Thank you, Mrs. Butler

A Three-Part Series (Part I)

I was born in Virginia Beach the year that Lyndon Johnson signed the Civil Rights Act into law.  My father was stationed there in the Navy.  After he was discharged, we returned to Maryland where both of my parents grew up. I was raised in rural Carroll County.

When I turned five, I went to kindergarten at the church down the street.  Kindergarten wasn’t mandatory in 1969, but my parents made sure I went anyway.  At age five, I walked to and from school every day by myself.  My mother had two younger ones to care for, so I became independent.  I loved being independent.  I don’t remember my kindergarten teacher’s name and I don’t know how much I learned, but I do remember that it was fun.  I remember trips to the farm, finger-painting, and creating a shadow picture of my head.

Like many baby boomers, I can’t always remember what I did yesterday, last week, or last year.  For some reason, however, I can remember first grade.  I remember Mrs. Butler.  At the age of six, she was the first African American person I remember meeting.  She was also my first grade teacher.

I loved Mrs. Butler and she loved me.  She taught me to read and write.  She taught me how to add and subtract.  Mrs. Butler gave me a foundation that led to a life-long pursuit of learning.  In June of 1971, when school ended, I cried.  I was never a crier, but I cried big tears when first grade came to an end.  I remember kissing Mrs. Butler on the cheek and giving her a long hug.  I felt a little lost.  It was the saddest moment of my seven-year old life.
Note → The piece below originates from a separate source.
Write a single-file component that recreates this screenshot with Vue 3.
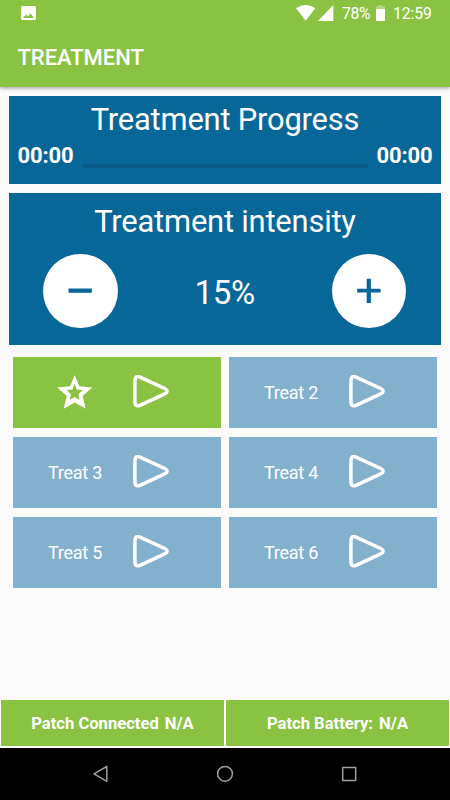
<template>
  <div class="screen">
    <header class="app-header">
      <div class="status-bar">
        <svg class="image-icon" width="15" height="15" viewBox="0 0 15 15">
          <path fill="#fff" fill-rule="evenodd" d="M1.5 0h12A1.5 1.5 0 0 1 15 1.5v11a1.5 1.5 0 0 1-1.5 1.5h-12A1.5 1.5 0 0 1 0 12.5v-11A1.5 1.5 0 0 1 1.5 0zM2 12h11L9.5 7.3 7 10.5 5 8.5z" />
        </svg>
        <div class="status-right">
          <svg class="wifi-icon" width="20" height="16" viewBox="0 0 20 16">
            <path fill="#fff" d="M0 3.2Q9.5-3.2 19.3 3.2L9.7 15.7z" />
          </svg>
          <svg class="signal-icon" width="16" height="16" viewBox="0 0 16 16">
            <path fill="#fff" d="M15.3 0v16H0z" />
          </svg>
          <span class="battery-level">78%</span>
          <svg class="battery-icon" width="9" height="16" viewBox="0 0 9 16">
            <path fill="#fff" fill-opacity=".35" d="M2.5 0h4v1.5H9V4H0V1.5h2.5z" />
            <path fill="#fff" d="M0 4h9v12H0z" />
          </svg>
          <span class="clock">12:59</span>
        </div>
      </div>
      <h1 class="app-title">TREATMENT</h1>
    </header>

    <main class="content">
      <section class="panel progress-panel">
        <h2 class="panel-title">Treatment Progress</h2>
        <div class="progress-row">
          <span class="time">{{ elapsed }}</span>
          <div class="track"></div>
          <span class="time">{{ remaining }}</span>
        </div>
      </section>

      <section class="panel intensity-panel">
        <h2 class="panel-title intensity-title">Treatment intensity</h2>
        <div class="intensity-row">
          <button class="round-button" aria-label="Decrease" @click="changeIntensity(-5)">
            <svg width="74" height="74" viewBox="0 0 74 74">
              <path fill="#086799" d="M25.5 34.5h23.3v4.3H25.5z" />
            </svg>
          </button>
          <span class="intensity-value">{{ intensity }}%</span>
          <button class="round-button" aria-label="Increase" @click="changeIntensity(5)">
            <svg width="74" height="74" viewBox="0 0 74 74">
              <path fill="#086799" d="M25.2 34.7H34.7V24.7H38.9v10h9.7v3.9H38.9v10.5h-4.2V38.6H25.2z" />
            </svg>
          </button>
        </div>
      </section>

      <div class="treatments">
        <button
          v-for="item in treatments"
          :key="item.id"
          class="treatment"
          :class="{ active: item.id === selected }"
          @click="selected = item.id"
        >
          <span class="treatment-label">
            <svg v-if="item.favourite" class="star-icon" width="36" height="36" viewBox="0 0 36 36">
              <path fill="#fff" fill-rule="evenodd" d="M17.7 0l4.5 11.3 13.1 1.2-9.7 8.6 3.1 12.6-11-6.3-11 6.3 3.1-12.6L.2 12.5l13-1.2zM17.7 8.8l-2.2 5.6-5.9.7 4.4 4.2-1.2 5.6 4.9-3 4.9 3-1.2-5.6 4.4-4.2-5.9-.7z" />
            </svg>
            <template v-else>{{ item.name }}</template>
          </span>
          <svg class="play-icon" width="38" height="34" viewBox="0 0 38 34">
            <path fill="none" stroke="#fff" stroke-width="3.5" d="M2.9 5.4v21.6q0 5 4.6 3.5L33.2 18.7q3.9-2.5 0-5L7.5 1.9Q2.9.4 2.9 5.4z" />
          </svg>
        </button>
      </div>
    </main>

    <footer class="patch-bar">
      <div class="patch-cell">Patch Connected <span>N/A</span></div>
      <div class="patch-cell">Patch Battery: <span>N/A</span></div>
    </footer>

    <nav class="nav-bar">
      <svg width="450" height="52" viewBox="0 0 450 52" fill="none" stroke="#a0a0a0" stroke-width="1.5">
        <path stroke-linejoin="round" d="M106.8 18.5v14.8L94 25.9z" />
        <circle cx="225" cy="25.8" r="7.4" />
        <path stroke-linejoin="round" d="M342.7 19.4h13v13h-13z" />
      </svg>
    </nav>
  </div>
</template>

<script setup>
import { ref } from 'vue';

const elapsed = ref('00:00');
const remaining = ref('00:00');
const intensity = ref(15);
const selected = ref(1);

const treatments = [
  { id: 1, name: 'Treat 1', favourite: true },
  { id: 2, name: 'Treat 2' },
  { id: 3, name: 'Treat 3' },
  { id: 4, name: 'Treat 4' },
  { id: 5, name: 'Treat 5' },
  { id: 6, name: 'Treat 6' }
];

const changeIntensity = (step) => {
  intensity.value = Math.min(100, Math.max(0, intensity.value + step));
};
</script>

<style>
body {
  margin: 0;
  background: #fafafa;
}
</style>

<style scoped>
.screen {
  display: flex;
  flex-direction: column;
  width: 450px;
  height: 800px;
  overflow: hidden;
  background: #fafafa;
  color: #fff;
  font-family: Roboto, "Liberation Sans", sans-serif;
}

.screen * {
  box-sizing: border-box;
}

svg {
  display: block;
  flex-shrink: 0;
}

button {
  border: 0;
  padding: 0;
  color: inherit;
  font-family: inherit;
}

.app-header {
  height: 87px;
  flex-shrink: 0;
  background: #8ac342;
  box-shadow: 0 1px 4px rgba(0, 0, 0, 0.4);
}

.status-bar {
  display: flex;
  justify-content: space-between;
  height: 28px;
  padding: 0 17px 0 21px;
}

.image-icon {
  margin-top: 6px;
}

.status-right {
  display: flex;
  align-items: flex-start;
  padding-top: 5px;
  font-size: 15.8px;
  line-height: 18px;
}

.signal-icon {
  margin-left: 2px;
}

.battery-level {
  width: 29px;
  margin-left: 8px;
  letter-spacing: -0.4px;
}

.battery-icon {
  margin-left: 5px;
}

.clock {
  width: 40px;
  margin-left: 8px;
  letter-spacing: -0.1px;
}

.app-title {
  margin: 16px 0 0 17.5px;
  font-size: 22px;
  font-weight: 500;
  line-height: 28px;
  letter-spacing: -0.05px;
}

.content {
  flex: 1;
  padding: 9.4px 9px 0;
}

.panel {
  background: #086799;
}

.progress-panel {
  height: 87.2px;
}

.intensity-panel {
  height: 152.7px;
  margin-top: 9.1px;
}

.panel-title {
  margin: 0;
  padding-top: 6px;
  font-size: 30.9px;
  font-weight: 400;
  line-height: 36px;
  letter-spacing: -0.2px;
  text-align: center;
}

.intensity-title {
  padding-top: 11px;
}

.progress-row {
  display: flex;
  align-items: center;
  justify-content: space-between;
  padding: 4px 8.5px 0;
}

.time {
  font-size: 22px;
  font-weight: 700;
  line-height: 28px;
  letter-spacing: -0.15px;
}

.track {
  width: 285px;
  height: 4px;
  margin-top: 19px;
  background: #075a83;
}

.intensity-row {
  display: flex;
  align-items: center;
  justify-content: space-between;
  padding: 14px 35px 0 34.2px;
}

.round-button {
  width: 74.4px;
  height: 74.4px;
  border-radius: 50%;
  background: #fff;
}

.intensity-value {
  padding-top: 4px;
  font-size: 33px;
  line-height: 38px;
  letter-spacing: -0.3px;
}

.treatments {
  display: grid;
  grid-template-columns: 1fr 1fr;
  gap: 9px 8px;
  padding: 11.3px 4px 0;
}

.treatment {
  display: flex;
  align-items: center;
  height: 71px;
  padding-left: 26px;
  background: #83b1cd;
}

.treatment.active {
  background: #8ac342;
}

.treatment-label {
  display: flex;
  justify-content: center;
  width: 72px;
  padding-top: 2px;
  font-size: 18px;
  line-height: 22px;
  letter-spacing: -0.25px;
}

.play-icon {
  margin: 0 0 0.6px 21px;
}

.patch-bar {
  display: grid;
  grid-template-columns: 1fr 1fr;
  gap: 2px;
  height: 49px;
  flex-shrink: 0;
  padding: 0.5px 1px 2px;
  background: #fff;
}

.patch-cell {
  display: flex;
  align-items: center;
  justify-content: center;
  gap: 6px;
  padding-top: 1px;
  background: #8ac342;
  font-size: 16.6px;
  font-weight: 700;
}

.nav-bar {
  height: 52px;
  flex-shrink: 0;
  background: #000;
}
</style>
Fifty years later I still remember Mrs. Butler.  The faces and names of many teachers have faded with the years, but not Mrs. Butler.  Some say it takes three significant relationships with a teacher to ensure that a child will succeed in school.  Mrs. Butler was my first and I can never re-pay that debt.

If it takes three significant relationships for a child to succeed in school and life, how many does it take for them to care for others?  How many significant relationships with people of other races does it take for a person to see the value in all human life?  I think three is a good number.  More would be better, but let’s go with three for now.

Mrs. Butler was my first significant relationship with a Black person.  She was the first non-white person that I loved.  Life is a little simpler when you’re six.  You base how you feel about others on how they make you feel, how they treat you.  Mrs. Butler made me feel good about myself.

I don’t know what challenges Mrs. Butler had teaching in Carroll County in the 60s and 70s, but I am sure that she regularly faced bigotry and racism working in a largely white school district.  That never stopped her from taking care of her students.  What an honor and privilege it was to have her as my first grade teacher.  Mrs. Butler is one reason, the first reason, that Black lives matter to me.